Whilst the Respondent had comprehensively researched media reports and based his speech on their content, he had failed to do what could be reasonably expected of a Councillor: for example to clarify whether Bailie Todd had been involved in any of the procedures leading to the award of the contract for taxis or whether any other material or allegations, other than media reports, were in existence. This failure indicates at best carelessness or at worst an intention, to imply that Bailie Todd had used his position to act acted inappropriately as a Councillor. In either case the Panel is satisfied in considering this evidence that it shows the Respondent was disrespectful to Bailie Todd.
For these reasons the Hearing Panel conclude that the Respondent has breached Paragraph 3.14 of the Councillor’s Code of Conduct.
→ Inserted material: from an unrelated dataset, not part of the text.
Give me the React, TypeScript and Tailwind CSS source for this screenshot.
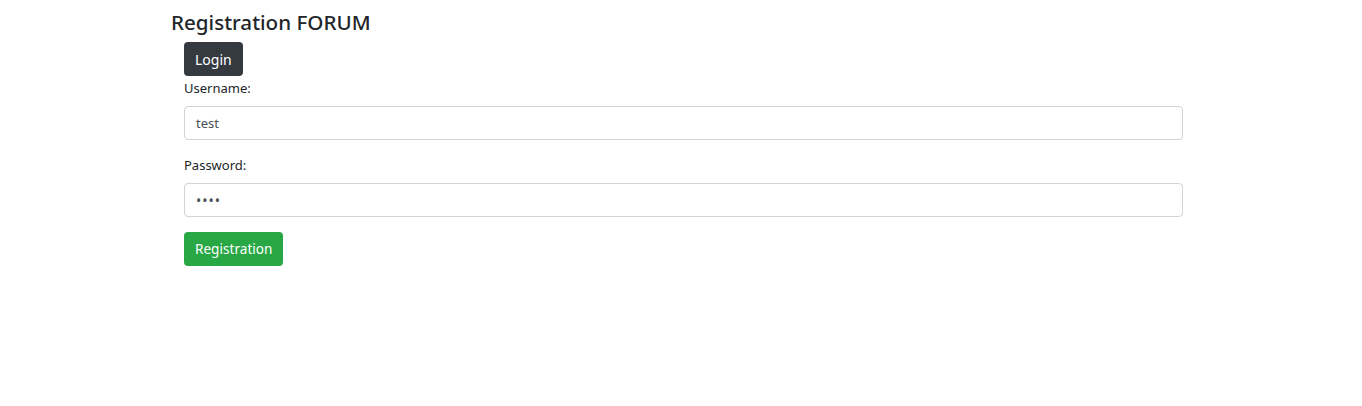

The decision of the Panel is to censure Councillor Turner under the terms of the Ethical Standards in Public Life etc. (Scotland Act) 2000 Section 19(1)(a).
Reasons for Sanction
The panel does not consider Councillor Turner acted intentionally. Whilst he had conducted his research, the Panel believes his speech was misconceived despite receiving advice from his more experienced colleagues.
Councillor Turner is reported as a hard working councillor who has been in his role for a relatively short time and is not well experienced. This was his first major speech.
We agree with the statement by the Public Standards Commissioner that Councillor Turner considerably mitigated his position by his open and genuine recognition of the evidence given concerning the effect of his speech on Bailie Todd and publicly expressed his regret.
The Panel wishes to acknowledge that Cllr Turner conducted himself with dignity and honesty during the Hearing.
The attention of the Respondent is drawn to Section 22 of the Ethical Standards in Public Life etc. (Scotland) Act 2000 which details the Right of Appeal in respect of this Decision against the finding or the sanction imposed.